BSA Bantam D14/4S ( again )
Many years ago, when I were a lad, I happened to get my first ever road legal motorcycle . . . it was a BSA Bantam D14/4S . . .we now go to April 6th, 2012 and I seem to have acquired another D14/4S.
There's an interesting story behind this machine. The bike was originally owned by a Mr. Alan Saunders from Purton who bought the bike new in 1968. Mr. Saunders worked for British Rail at nearby Swindon, and the Bantam was ideal for commuting. Some four years later Mr. Saunders emigrated to Australia, leaving the Bantam in dry storage back in the U.K. The bike sat there until 2006 when it was taken as part payment for work done. It then sat another six years until I went and picked it up, with the intention of getting it back on the road. So far ( September 2013 ) it has sat in my garage. I've done a few things, such as cleaning out the petrol tank, and I've bought a few items in readiness, but up to now things haven't progressed very far.
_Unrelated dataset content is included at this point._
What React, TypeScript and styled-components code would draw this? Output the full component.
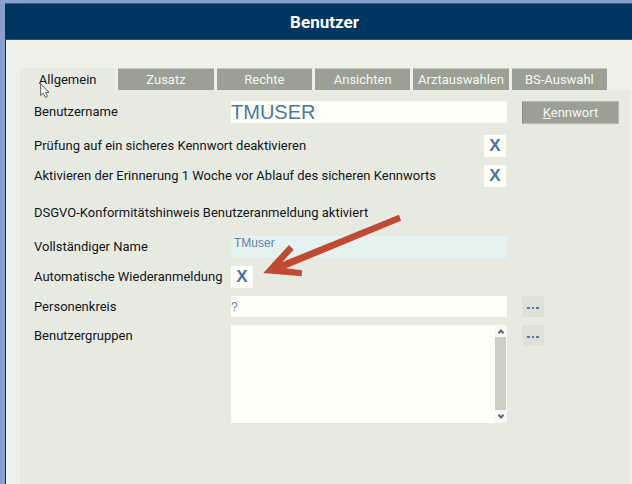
import React, { useState } from 'react';
import styled, { createGlobalStyle } from 'styled-components';

const GlobalStyle = createGlobalStyle`
  *, *::before, *::after { box-sizing: border-box; }
  body { margin: 0; background: #eef1e8; font-family: Roboto, "Liberation Sans", sans-serif; font-size: 13px; }
  button, input { font: inherit; border: 0; border-radius: 0; padding: 0; margin: 0; }
`;

const Window = styled.div`
  display: flex;
  flex-direction: column;
  min-height: 100vh;
  border-top: 3px solid #8c9fc9;
  border-left: 5px solid #8c9fc9;
  background: #eef1e8;
`;

const TitleBar = styled.header`
  display: flex;
  align-items: center;
  justify-content: center;
  height: 37px;
  padding-left: 12px;
  border-top: 1px solid #3f5f95;
  border-bottom: 1px solid #2d5379;
  background: #003461;
`;

const Title = styled.h1`
  margin: 0;
  color: #ffffff;
  font-size: 17px;
  line-height: 20px;
  font-weight: 700;
`;

const Content = styled.main`
  flex: 1;
  display: flex;
  flex-direction: column;
  padding: 28px 2px 0 14px;
  border-left: 1px solid #003461;
`;

const TabBar = styled.div`
  display: grid;
  grid-template-columns: repeat(6, 1fr);
  gap: 3px;
  height: 22px;
  padding-right: 23px;
`;

const Tab = styled.button<{ $active: boolean }>`
  position: relative;
  border-top: 1px solid ${p => (p.$active ? '#e6eae1' : '#c3c7bd')};
  background: ${p => (p.$active ? '#e6eae1' : '#9b9f94')};
  color: ${p => (p.$active ? '#15151c' : '#f5f7f1')};
  line-height: 20px;
  white-space: nowrap;
`;

const Cursor = styled.svg`
  position: absolute;
  left: 20px;
  top: 14px;
  z-index: 1;
  width: 12px;
  height: 17px;
`;

const Panel = styled.form`
  position: relative;
  flex: 1;
  display: flex;
  flex-direction: column;
  gap: 8px;
  padding: 11px 11px 8px 14px;
  background: #e6eae1;
`;

const Row = styled.div<{ $compact?: boolean }>`
  display: grid;
  grid-template-columns: 197px minmax(0, 1fr) 97px;
  height: ${p => (p.$compact ? '21px' : 'auto')};
  min-height: 21px;
  align-items: start;
`;

const WideRow = styled(Row)`
  grid-template-columns: minmax(0, 1fr) 22px 113px;
`;

const FirstRow = styled(Row)`
  margin-bottom: 3px;
`;

const NoteRow = styled.p`
  margin: 7px 0 4px;
  line-height: 22px;
  color: #15151c;
`;

const Label = styled.label`
  line-height: 22px;
  color: #15151c;
  white-space: nowrap;
`;

const Field = styled.div`
  padding-right: 15px;
`;

const TextInput = styled.input<{ $large?: boolean; $tinted?: boolean; $compact?: boolean }>`
  display: block;
  width: 100%;
  height: ${p => (p.$compact ? '21px' : '22px')};
  padding: ${p => (p.$tinted ? '0 3px 8px' : '0')};
  background: ${p => (p.$tinted ? '#e6f2f0' : '#fffff8')};
  color: ${p => (p.$large ? '#4d779f' : '#6582a3')};
  font-family: "Liberation Sans", Arial, sans-serif;
  font-size: ${p => (p.$large ? '20px' : '12px')};
  outline: 0;
`;

const CheckBox = styled.span`
  display: grid;
  width: 22px;
  height: 22px;
  place-items: center;
  background: #fffff8;
`;

const CheckInput = styled.input`
  grid-area: 1 / 1;
  appearance: none;
  width: 22px;
  height: 22px;
`;

const CheckMark = styled.span`
  grid-area: 1 / 1;
  pointer-events: none;
  color: #4875a0;
  font-family: "Liberation Sans", Arial, sans-serif;
  font-size: 17px;
  line-height: 22px;
  font-weight: 700;
`;

const PasswordButton = styled.button`
  height: 23px;
  border: 1px solid #b5b9ae;
  border-left-color: #8c9086;
  background: #9b9f94;
  color: #f5f7f1;
`;

const MoreButton = styled.button`
  display: grid;
  place-items: center;
  width: 22px;
  height: 21px;
  background: #dde1d8;
`;

const ListFrame = styled.div`
  display: grid;
  grid-template-columns: minmax(0, 1fr) 12px;
  height: 98px;
  background: #fffff8;
`;

const List = styled.ul`
  margin: 0;
  padding: 0;
  list-style: none;
`;

const ScrollBar = styled.div`
  display: grid;
  grid-template-rows: 12px 1fr 13px;
  background: #f6f9f3;
`;

const ScrollButton = styled.button`
  display: grid;
  place-items: center;
  background: transparent;
`;

const ScrollThumb = styled.div`
  margin-right: 1px;
  background: #cccfc6;
`;

const Arrow = styled.svg`
  position: absolute;
  left: 240px;
  top: 120px;
  width: 143px;
  height: 70px;
  pointer-events: none;
`;

const tabs = ['Allgemein', 'Zusatz', 'Rechte', 'Ansichten', 'Arztauswahlen', 'BS-Auswahl'];

function Check({ id }: { id: string }) {
  const [checked, setChecked] = useState(true);
  return (
    <CheckBox>
      <CheckInput id={id} type="checkbox" checked={checked} onChange={e => setChecked(e.target.checked)} />
      {checked && <CheckMark aria-hidden="true">X</CheckMark>}
    </CheckBox>
  );
}

function More({ label }: { label: string }) {
  return (
    <MoreButton type="button" aria-label={label}>
      <svg width="12" height="4" viewBox="0 0 12 4" fill="#5478a8">
        <rect x="0" y="2" width="3" height="2" />
        <rect x="5" y="2" width="2" height="2" />
        <rect x="9" y="2" width="3" height="2" />
      </svg>
    </MoreButton>
  );
}

function Chevron({ down }: { down?: boolean }) {
  return (
    <svg width="6" height="5" viewBox="0 0 6 5" fill="none" stroke="#62665e" strokeWidth="2">
      <path d={down ? 'M.5 .8 3 3.5 5.5 .8' : 'M.5 4.2 3 1.5 5.5 4.2'} />
    </svg>
  );
}

export default function App() {
  const [active, setActive] = useState(0);
  return (
    <>
      <GlobalStyle />
      <Window>
        <TitleBar>
          <Title>Benutzer</Title>
        </TitleBar>
        <Content>
          <TabBar role="tablist">
            {tabs.map((name, i) => (
              <Tab key={name} type="button" role="tab" aria-selected={i === active} $active={i === active} onClick={() => setActive(i)}>
                {name}
                {i === 0 && (
                  <Cursor viewBox="0 0 12 17" aria-hidden="true">
                    <path d="M.7 1v11.5l2.7-2.4 1.9 4.2 2.2-1-1.9-4H9Z" fill="#fff" stroke="#55575a" strokeWidth="1" />
                  </Cursor>
                )}
              </Tab>
            ))}
          </TabBar>
          <Panel onSubmit={e => e.preventDefault()}>
            <FirstRow>
              <Label htmlFor="username">Benutzername</Label>
              <Field>
                <TextInput id="username" $large defaultValue="TMUSER" />
              </Field>
              <PasswordButton type="button">
                <u>K</u>ennwort
              </PasswordButton>
            </FirstRow>
            <WideRow>
              <Label htmlFor="safe">Prüfung auf ein sicheres Kennwort deaktivieren</Label>
              <Check id="safe" />
            </WideRow>
            <WideRow>
              <Label htmlFor="remind">Aktivieren der Erinnerung 1 Woche vor Ablauf des sicheren Kennworts</Label>
              <Check id="remind" />
            </WideRow>
            <NoteRow>DSGVO-Konformitätshinweis Benutzeranmeldung aktiviert</NoteRow>
            <Row>
              <Label htmlFor="fullname">Vollständiger Name</Label>
              <Field>
                <TextInput id="fullname" $tinted defaultValue="TMuser" />
              </Field>
            </Row>
            <Row>
              <Label htmlFor="relogin">Automatische Wiederanmeldung</Label>
              <Check id="relogin" />
            </Row>
            <Row $compact>
              <Label htmlFor="circle">Personenkreis</Label>
              <Field>
                <TextInput id="circle" $compact defaultValue="?" />
              </Field>
              <More label="Personenkreis" />
            </Row>
            <Row>
              <Label id="groups">Benutzergruppen</Label>
              <Field>
                <ListFrame>
                  <List role="listbox" aria-labelledby="groups" />
                  <ScrollBar>
                    <ScrollButton type="button" aria-label="Nach oben">
                      <Chevron />
                    </ScrollButton>
                    <ScrollThumb />
                    <ScrollButton type="button" aria-label="Nach unten">
                      <Chevron down />
                    </ScrollButton>
                  </ScrollBar>
                </ListFrame>
              </Field>
              <More label="Benutzergruppen" />
            </Row>
            <Arrow viewBox="150 60 429 210" aria-hidden="true">
              <path d="M567 74 573 92 228 235 276 241 275 259 160 249 237 165 251 179 217 216Z" fill="#c04a32" />
            </Arrow>
          </Panel>
        </Content>
      </Window>
    </>
  );
}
I made a start with the D14/4S early in the year. The bike was stripped down and some parts went off for chrome plating, some went for powder coating, and some went off for zinc plating. The wheels were rebuilt using stainless steel rims and spokes. I put the engine on one side - a quick look at it showed that the big end had gone. That can be sorted at a later date, besides I do have a spare engine that can be used until the original has been rebuilt.
All the components which went for zinc plating were listed - this makes life much easier when you get the part back.
Rebuilt wheels, powder coated frame - things are slowly coming together.
This is as far as I've been able to go with the D14 - not being able to work and the fact that the "other side" have not sent me an interim payment in two years means that I can't afford to spend money on anything non essential for a while. As soon as I'm financially able, then the rebuild will continue.
On March 3rd the D14 went for MOT - at last it was on the road. The first snag was the petrol tank - where it had been polished prior to chroming, they had polished through the metal, leaving a couple of pin holes. Luckily this was fixed with a tin of Petseal Ultra - and so far it's done a good job. The speedometer needle jumped off whilst on the way back from the BSAOC open day at Market Harborough - the clock has been sent to Pople's for repair ( this was on May 26th - it's now the middle of September and I still ain't got a clock ). I've bunged an Indian "Smiths" clock on for now.
Once again I went to the Ace Cafe for the "Bantams at the Ace" day. I was using a B175 engine which I'd bought in November 2014 - using this engine until I had rebuilt the original.
The bike got there and back with no problems at all . . .OK, it was a tad cold in late September at six in the morning, but that ain't the bike's fault.
It didn't take long to get the original D14 engine rebuilt - new big end and mains, new clutch plates, primary chain . . . . just easier to say new everything.
I also managed to get hold of a Todd head - so that went on too. Just for good measure, I also fitted electronic ignition - so far, so good.
I took the D14 on the Bantam Club's national rally - it was one of 83 Bantams which gathered there.
August 2017 - October 2018
The Bantam has been running fine - no mechanical or electrical problems. . . . . and that's fine by me.
OK - so it didn't really cover a great many miles in 2018 - but that was down to me, not the bike.
The Bantam has been sold.
I did the Bantam club national rally down by Cambridge, and someone asked if the bike could be for sale.
Seeing as I only did 22 miles on it last year, and 66 the year before, it was obvious I was not really using this bike.
I still have the MZ for that "two stroke fix", and I still have enough bits to build another Bantam engine - my B175 engine went with
the D14 when I sold it. Will I have another Bantam ? I don't know . . . . but never say never.